Thursday night and WA arrived at my house bearing gifts of not one, but two boxes of chocolates! And loadsa treats for Corrie. She can stay again
Plan was to drive to Braemar early on Friday, park at the Linn of Dee car park then taxi over the Lecht to start walking the Lairig Ghru from Coylumbridge by 9.30am. WA had booked a local taxi driver. Lovely chap. Very talkative!
I sat in the back with Corrie which meant I could feign listening as WA was interrogated on the benefits of the Commonwealth Games for Glasgow, amongst other things. The back seat came with doggy breath however, and the joys of a roller coaster ride over the Lecht. By the time we got to Coylumbridge one-and-a-half hours later, I was green!
Fortunately WA was keen for a caffeine shot so we headed into the nearest beverage seller for the most expensive cup of coffee ever. Worth every sip!
We eventually starting walking at a little before 11a.m. The sun was shining. The sky was blue. We had all day.

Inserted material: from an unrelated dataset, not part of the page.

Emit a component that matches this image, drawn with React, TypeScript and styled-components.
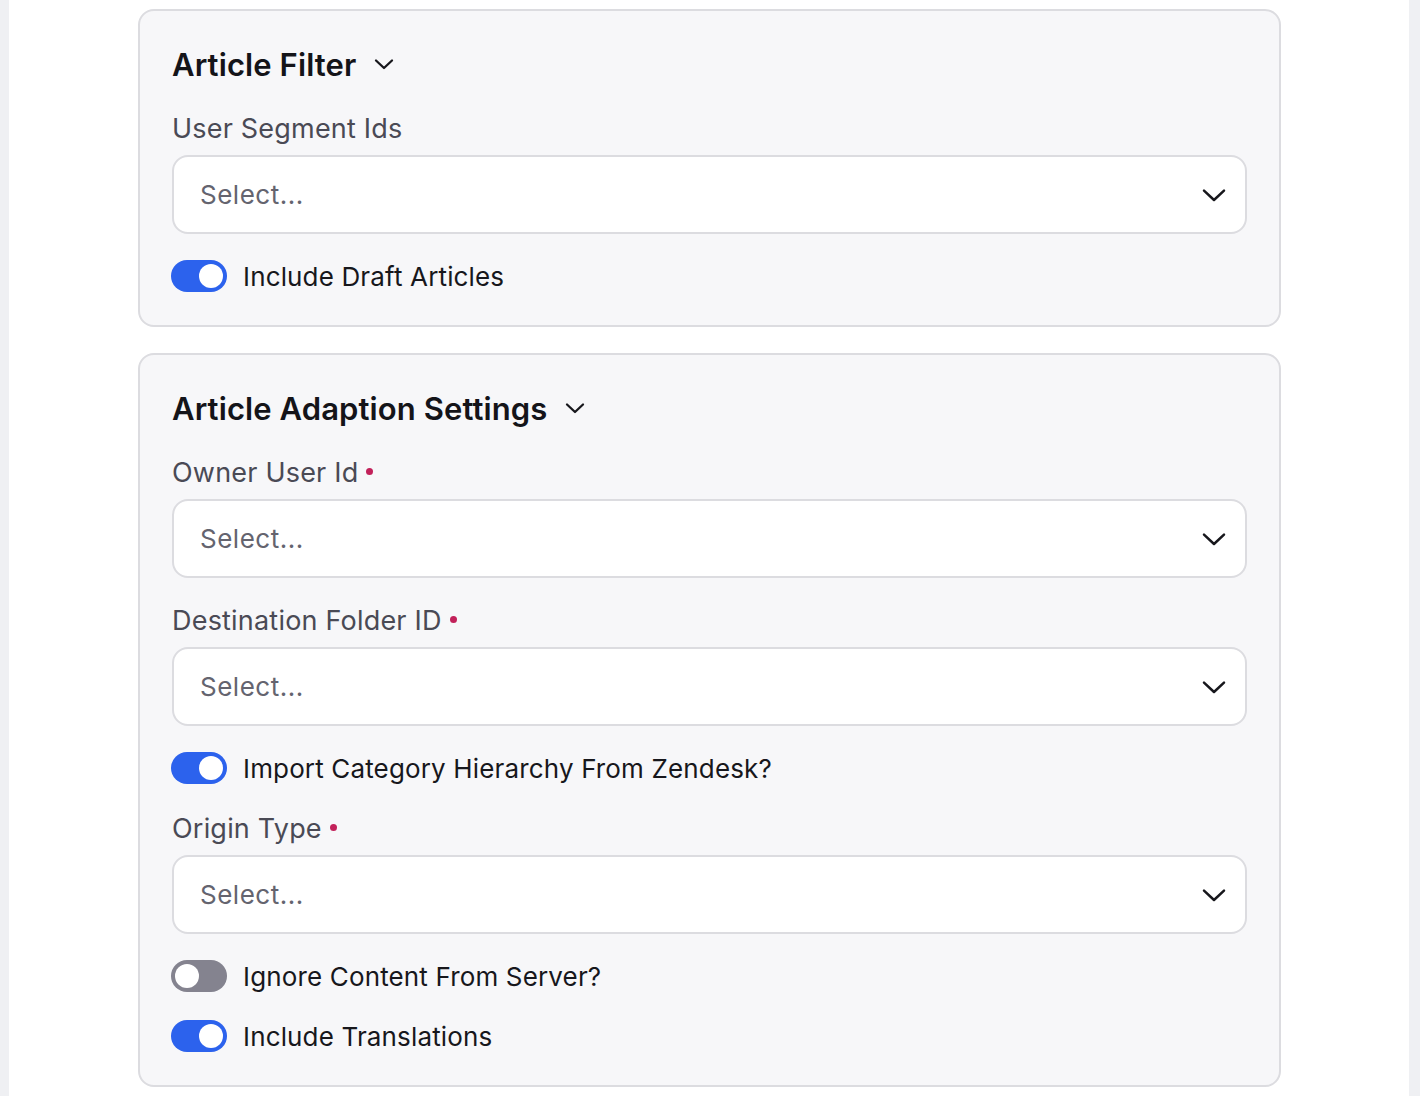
import React from "react";
import styled, { createGlobalStyle } from "styled-components";

const Global = createGlobalStyle`
  html, body { margin: 0; padding: 0; }
  body {
    background: #eff0f3;
    font-family: Inter, "Noto Sans", "Liberation Sans", sans-serif;
    -webkit-font-smoothing: antialiased;
  }
`;

const Page = styled.div`
  margin: 0 11px 0 9px;
  background: #ffffff;
  min-height: 1096px;
  padding: 9px 128px 0 129px;
  display: flex;
  flex-direction: column;
  gap: 26px;
`;

const Card = styled.section`
  box-sizing: border-box;
  background: #f7f7f9;
  border: 2px solid #dcdce0;
  border-radius: 16px;
  padding: 33px 32px;
  display: flex;
  flex-direction: column;
  gap: 26px;
`;

const TitleRow = styled.div`
  display: flex;
  align-items: center;
  gap: 16px;
  height: 40px;
`;

const Title = styled.h2`
  margin: 0;
  font-size: 31px;
  font-weight: 600;
  color: #141419;
  letter-spacing: 0.1px;
`;

const Field = styled.div`
  display: flex;
  flex-direction: column;
  gap: 9px;
  & + & { margin-top: -2px; }
`;

const Label = styled.div`
  display: flex;
  align-items: center;
  gap: 8px;
  height: 36px;
  font-size: 27px;
  color: #4a4a55;
  letter-spacing: 0.2px;
`;

const Dot = styled.span`
  width: 7px;
  height: 7px;
  border-radius: 50%;
  background: #c2215a;
  margin-top: -2px;
`;

const SelectBox = styled.div`
  box-sizing: border-box;
  height: 79px;
  background: #ffffff;
  border: 2px solid #dcdce0;
  border-radius: 16px;
  display: flex;
  align-items: center;
  justify-content: space-between;
  padding: 0 16px 0 26px;
  font-size: 26px;
  color: #64646f;
  letter-spacing: 0.5px;
`;

const ToggleRow = styled.div`
  display: flex;
  align-items: center;
  gap: 16px;
  height: 32px;
  margin-left: -1px;
  & + & { margin-top: 2px; }
`;

const Track = styled.span<{ $on: boolean }>`
  box-sizing: border-box;
  width: 56px;
  height: 32px;
  border-radius: 16px;
  background: ${(p) => (p.$on ? "#2c62ed" : "#84838f")};
  display: flex;
  align-items: center;
  justify-content: ${(p) => (p.$on ? "flex-end" : "flex-start")};
  padding: 0 4px;
  flex-shrink: 0;
`;

const Knob = styled.span`
  width: 24px;
  height: 24px;
  border-radius: 50%;
  background: #ffffff;
`;

const ToggleText = styled.span`
  font-size: 26px;
  color: #17171c;
  letter-spacing: 0.15px;
`;

const Chevron = ({ size, stroke }: { size: number; stroke: number }) => (
  <svg width={size} height={size} viewBox="0 0 24 24" fill="none" stroke="#17171c" strokeWidth={stroke} strokeLinecap="round" strokeLinejoin="round">
    <path d="M4 8.5l8 7.5 8-7.5" />
  </svg>
);

const Select = ({ label, required }: { label: string; required?: boolean }) => (
  <Field>
    <Label>
      {label}
      {required && <Dot />}
    </Label>
    <SelectBox>
      <span>Select...</span>
      <Chevron size={30} stroke={2} />
    </SelectBox>
  </Field>
);

const Toggle = ({ on, text }: { on: boolean; text: string }) => (
  <ToggleRow>
    <Track $on={on}>
      <Knob />
    </Track>
    <ToggleText>{text}</ToggleText>
  </ToggleRow>
);

export default function App() {
  return (
    <>
      <Global />
      <Page>
        <Card>
          <TitleRow>
            <Title>Article Filter</Title>
            <Chevron size={24} stroke={2.3} />
          </TitleRow>
          <Select label="User Segment Ids" />
          <Toggle on text="Include Draft Articles" />
        </Card>
        <Card>
          <TitleRow>
            <Title>Article Adaption Settings</Title>
            <Chevron size={24} stroke={2.3} />
          </TitleRow>
          <Select label="Owner User Id" required />
          <Select label="Destination Folder ID" required />
          <Toggle on text="Import Category Hierarchy From Zendesk?" />
          <Select label="Origin Type" required />
          <Toggle on={false} text="Ignore Content From Server?" />
          <Toggle on text="Include Translations" />
        </Card>
      </Page>
    </>
  );
}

- heading through Rothiemurchus forest
The best thing about the Lairig Ghru on a fine summer’s day is it simply requires one foot to be put in front of the other on the very decent path with no need to engage brain. It was hot though, and there was not a breath of wind so lots of excuses for pit stops to soak up the views and wipe sweaty brows. Not mine of course.
- leaving the forest
- looking back to Aviemore
- big dog small cairn
WA regaled us with stories of women who used to walk this way every day with eggs on their head. I was thinking the heat may have got to her but apparently there is some truth in this eggy tale (
http://books.google.co.uk/books?id=yoVZWInM98cC&pg=PA291&lpg=PA291&dq=lairig+ghru+women+with+eggs )
We met a few other folk going the other way but for the most part we had the route to ourselves. There’s something very relaxing about meandering along a gentle mountain path in the sunshine, taking photos and chewing the fat about nothing in particular.

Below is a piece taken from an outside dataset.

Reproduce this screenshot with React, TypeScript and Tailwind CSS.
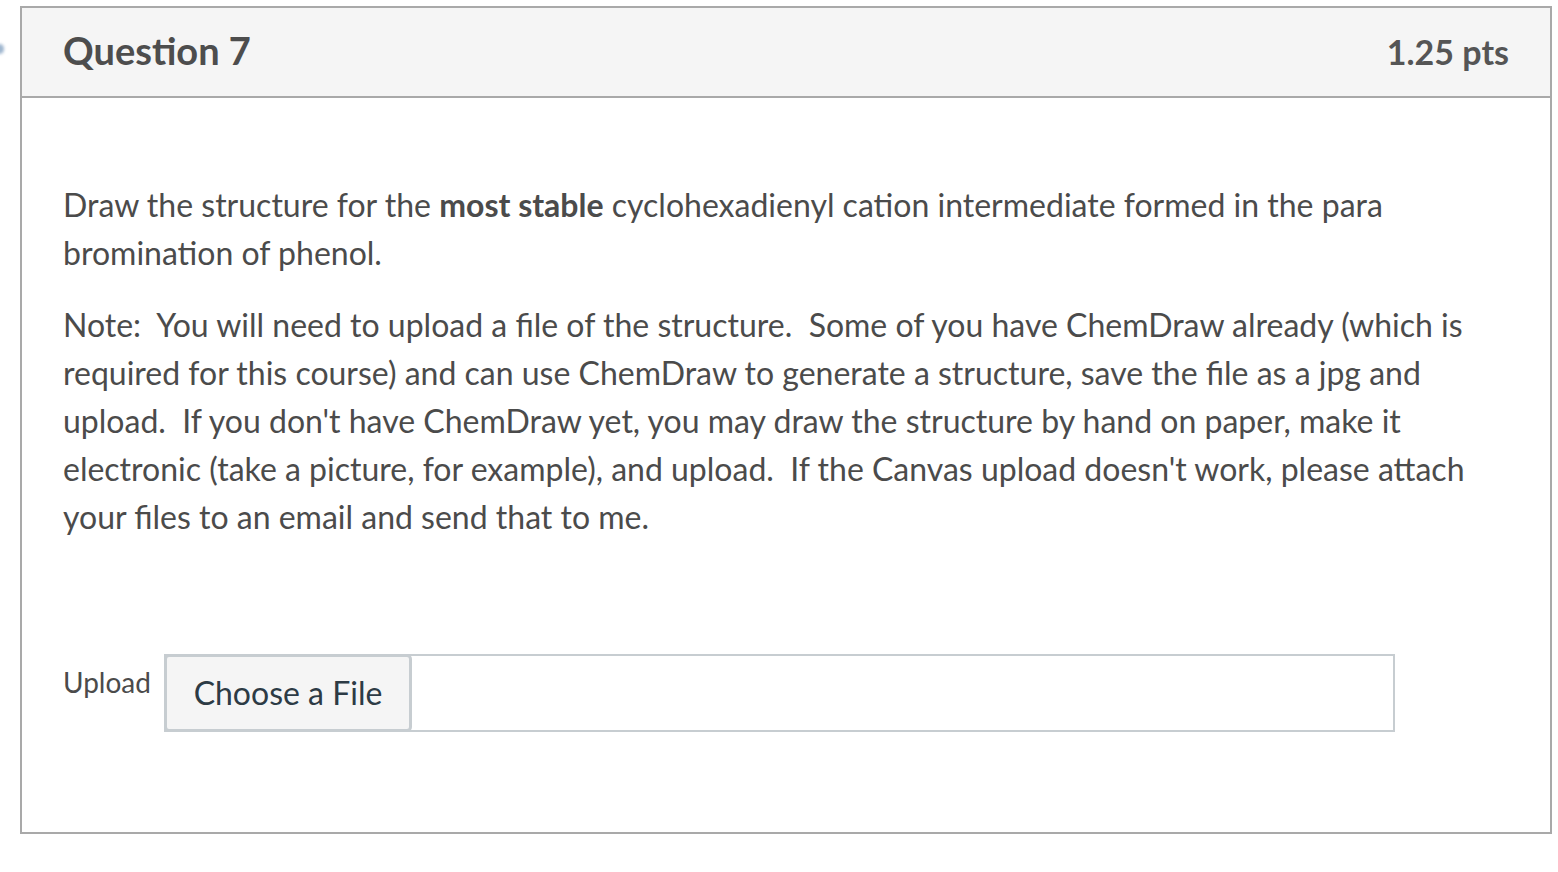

At around 11am, a helicopter approached and hurrah we thought, it’s WeeMisterMac (who lives hereabouts) with his promise of tea and scones! Excitement.
Confusion.
The copter carried on.
Apparently WMM doesn’t deliver!
Persuading ourselves we didn’t want his smelly scones anyway
, we sauntered on past Braeriach and Ben MacDhui as the route reached its high point at 835m. This is not particularly obvious. There is no cairn or tea shop or anything. Just a sense of starting to go downhill again.
- heading past Ben MacDhui - post scone disappointment :(
- Ben MacDhui's up there somewhere
- Aviemore no more
There is a wee section at this point where the path disappears at times in a mass of boulders but these are easy enough to cross, especially when dry. Gradually the views behind disappear to be replaced by expanding views to the front.

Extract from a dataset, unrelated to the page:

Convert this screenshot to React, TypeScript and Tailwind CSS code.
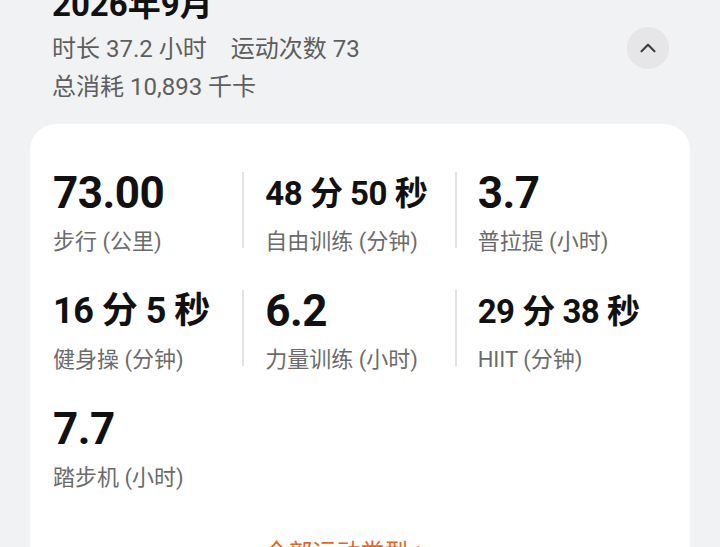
import { ChevronUp, ChevronRight } from 'lucide-react';

type Stat = {
  value: string;
  label: string;
  size: string;
};

const stats: Stat[] = [
  { value: '73.00', label: '步行 (公里)', size: 'text-[44px]' },
  { value: '48 分 50 秒', label: '自由训练 (分钟)', size: 'text-[33px]' },
  { value: '3.7', label: '普拉提 (小时)', size: 'text-[44px]' },
  { value: '16 分 5 秒', label: '健身操 (分钟)', size: 'text-[36px]' },
  { value: '6.2', label: '力量训练 (小时)', size: 'text-[44px]' },
  { value: '29 分 38 秒', label: 'HIIT (分钟)', size: 'text-[33px]' },
  { value: '7.7', label: '踏步机 (小时)', size: 'text-[44px]' },
];

const font = { fontFamily: 'Roboto, "Noto Sans CJK SC", sans-serif' };

function StatCell({ stat, index }: { stat: Stat; index: number }) {
  const hasDivider = index % 3 !== 0;
  return (
    <div className="pl-[23px]">
      <div className={`h-[76px] ${hasDivider ? 'border-l-2 border-[#e3e3e3] -ml-[23px] pl-[21px]' : ''}`}>
        <div className={`${stat.size} h-[42px] flex items-center font-bold text-[#111] leading-none tracking-[-0.5px]`}>
          {stat.value}
        </div>
        <div className="mt-[17px] text-[22px] leading-[22px] text-[#6b6b6b] whitespace-nowrap">{stat.label}</div>
      </div>
    </div>
  );
}

export default function App() {
  return (
    <div className="w-[720px] h-[547px] overflow-hidden bg-[#f1f2f4]" style={font}>
      <div className="px-[52px] -mt-[13px] flex items-start justify-between pr-[51px]">
        <div>
          <div className="text-[33px] leading-[36px] font-bold text-[#111]">2026年9月</div>
          <div className="mt-[7px] text-[24px] leading-[38px] text-[#5e5e5e] flex gap-[24px]">
            <span>时长 37.2 小时</span>
            <span>运动次数 73</span>
          </div>
          <div className="text-[24px] leading-[38px] text-[#5e5e5e]">总消耗 10,893 千卡</div>
        </div>
        <div className="mt-[40px] w-[42px] h-[42px] rounded-full bg-[#e6e6e8] flex items-center justify-center">
          <ChevronUp className="w-[26px] h-[26px] text-[#3f3f3f]" strokeWidth={2} />
        </div>
      </div>
      <div className="mx-[30px] mt-[18px] bg-white rounded-t-[26px] pt-[48px] pr-[23px] pb-[20px]">
        <div className="grid grid-cols-3 gap-y-[42px]">
          {stats.map((s, i) => (
            <StatCell key={s.label} stat={s} index={i} />
          ))}
        </div>
        <div className="mt-[54px] flex items-center justify-center text-[24px] leading-[30px] text-[#e8641e]">
          <span>全部运动类型</span>
          <ChevronRight className="w-[24px] h-[24px]" strokeWidth={2} />
        </div>
      </div>
    </div>
  );
}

- Devil's Point and Cairn Toul
- fancy cairn
The Lairig Ghru is fortunately riddled with lots of streams and dog dipping pools so Corrie was well served with refreshments and cooling down opportunities. We paused at the Pools of Dee and took some photos. Then realised they weren’t the Pools of Dee after all!
Doh!
- Corrie not in Pools of Dee :)
- just sitting on a rock in "Pools of Dee"
But a wee bit further on…ah, this is more like it!
- Corrie chilling in the Pools of Dee!
We then encountered a terrifying sight. A woman, doing a passable impression of a chicken having a poop, was lurking in the Pools of Dee in her underwear! Like the Grey Man of Macdhui, she disappeared as quickly as she arrived but I believe WA may have captured this mysterious creature on film. If she is not too traumatised, she may post a photo here.
Beyond the Pools, the route wanders gently down towards the magnificent Devil’s Point with Corrour bothy nestled closely underneath. DP winked at me. My last Cairngorm Munro. Should I stay or should I go? But it was late and a white pudding supper was calling. Another day DP. Perhaps I’ll keep you for my last Munro you lucky fella
- heading down to Corrour bothy
- Devil's Point and Corrour bothy
From there the path meanders down with the option of heading to Linn of Dee via Glen Dee to the White Bridge or following the WH route down Glen Luibeg. We chose the latter, and a very fine end to a classic route it is too.
- looking down Glen Dee
Dropping down into Glen Lui there is a footbridge a short distance up left from the path to cross the Luibeg Burn but we were feeling adventurous and continued down to head over an easy boulder hop.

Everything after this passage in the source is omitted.